A gangue surgiu nas ruas da Califórnia em 1980, a partir de um grupo de jovens imigrantes de El Salvador. Naquela década, quase um milhão de salvadorenhos fugiram da guerra civil de seu país para os Estados Unidos. Em um cenário de bairros pobres, com desemprego, famílias desestruturadas, até com casos de abuso sexual, esses imigrantes viram na formação de uma gangue não apenas um meio de sobrevivência, mas principalmente uma forma de defesa se sua identidade e autonomia cultural. Segundo José Miguel Cruz, da Universidade da América Central, de El Salvador, pertencer a Mara Salvatrucha é um motivo de orgulho que o membro faz questão de exibir. "Todos eles, sem exceção, possuem o corpo tomado por tatuagens. Essa é a maior prova de como eles gostam de mostrar que são um mara", explica Cruz, que estudou por quase dez anos a gangue e seu funcionamento.

E é justamente este um dos traços que a diferencia das organizações mafiosas tradicionais, cujos membros escondem sua filiação e possuem interesses eminentemente econômicos. Outro traço que difere a MS-13 da máfia é a falta de uma base, algum lugar que funcione como sede ou quartel-general das operações. Embora estejam ligados e organizados, não possuem uma estrutura fechada e fixa. O procurador de Maryland, Rod Rosenstein, que coordena o escritório responsável por uma série de ações penais contra a organização, explica porque essa comparação é importante. "Estamos tentando usar a mesma legislação federal utilizada contra a máfia para bloquear seus recursos e dificultar seu financiamento", disse em entrevista ao site da BBC News. Mas Rosenstein está encontrando uma grande dificuldade para provar que a MS-13 é, de fato, uma organização com atuação interligada. Os encontros entre membros, as roupas - azul e branca - e as tatuagens têm sido usadas como características que comprovariam a relação entre líderes da gangue em El Salvador e seus protegidos nos Estados Unidos.

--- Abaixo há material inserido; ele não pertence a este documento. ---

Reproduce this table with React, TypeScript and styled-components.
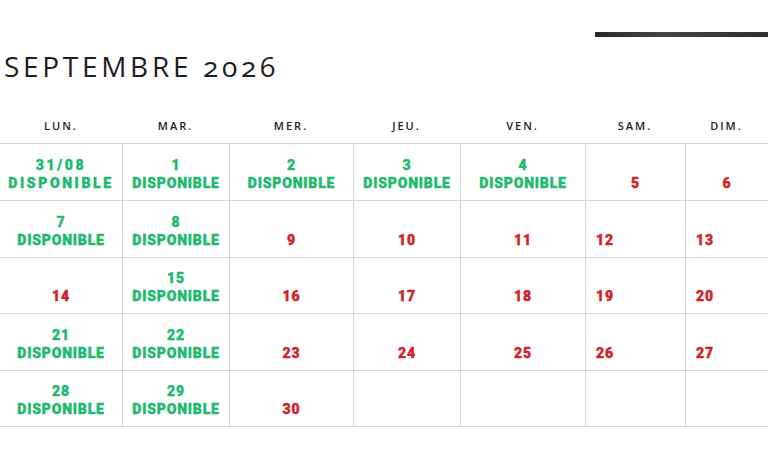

As ligações são tantas que o FBI decidiu abrir um escritório em San Salvador, capital salvadorenha, no ano passado. Em contanto permanente com a força tarefa nacional criada contra a MS-13, nos Estados Unidos, o escritório em El Salvador mistura inteligência policial, investigações e ajuda do governo e da justiça locais para realizar operações.


A Mano Dura

Em El Salvador, a capital está praticamente sob controle da gangue e de sua rival, Mara 18. A taxa de homicídio é uma das mais altas do mundo – 58 a cada 100 mil habitantes. Durante os anos 1990, foi implementada uma política de confronto direto com as gangues, inspirada na Mano Dura, política de enfrentamento criada em Honduras no início da década. A Super Mano Dura salvadorenha criou uma legislação que permitia à polícia prender pessoas apenas por suspeita, seja pela ligação com membros ou apenas por possuir tatuagens por todo o corpo. O resultado, é claro, foi a prisão de milhares de maras. No entanto, a justiça não foi capaz de processar tantas pessoas e muitos foram soltos sem acusação formal.

Outro resultado, que agravou ainda mais a situação, foi a consolidação do poder da MS-13 nas prisões, enfraquecendo os policiais da política do Mano Dura. Atualmente concluindo o doutorado na Universidade de Vanderbilt, nos Estados Unidos, José Miguel Cruz acredita que os governos americano e salvadorenho poderiam implementar uma eficaz forma de combate: a prevenção. “Nenhum dos dois esforça-se em evitar que os mais jovens entrem novamente na gangue. Preferem apelar para o combate direto”. Cruz acredita que essa política de enfrentamento gera ainda mais violência, por desrespeitar direitos humanos e incitar retaliações cada vez mais sangrentas. “O grupo não respeita fronteiras. Cometem crimes em San Salvador, fogem para os Estados Unidos, e vice-versa. É algo que nunca vai ter fim sem a prevenção”, concluiu.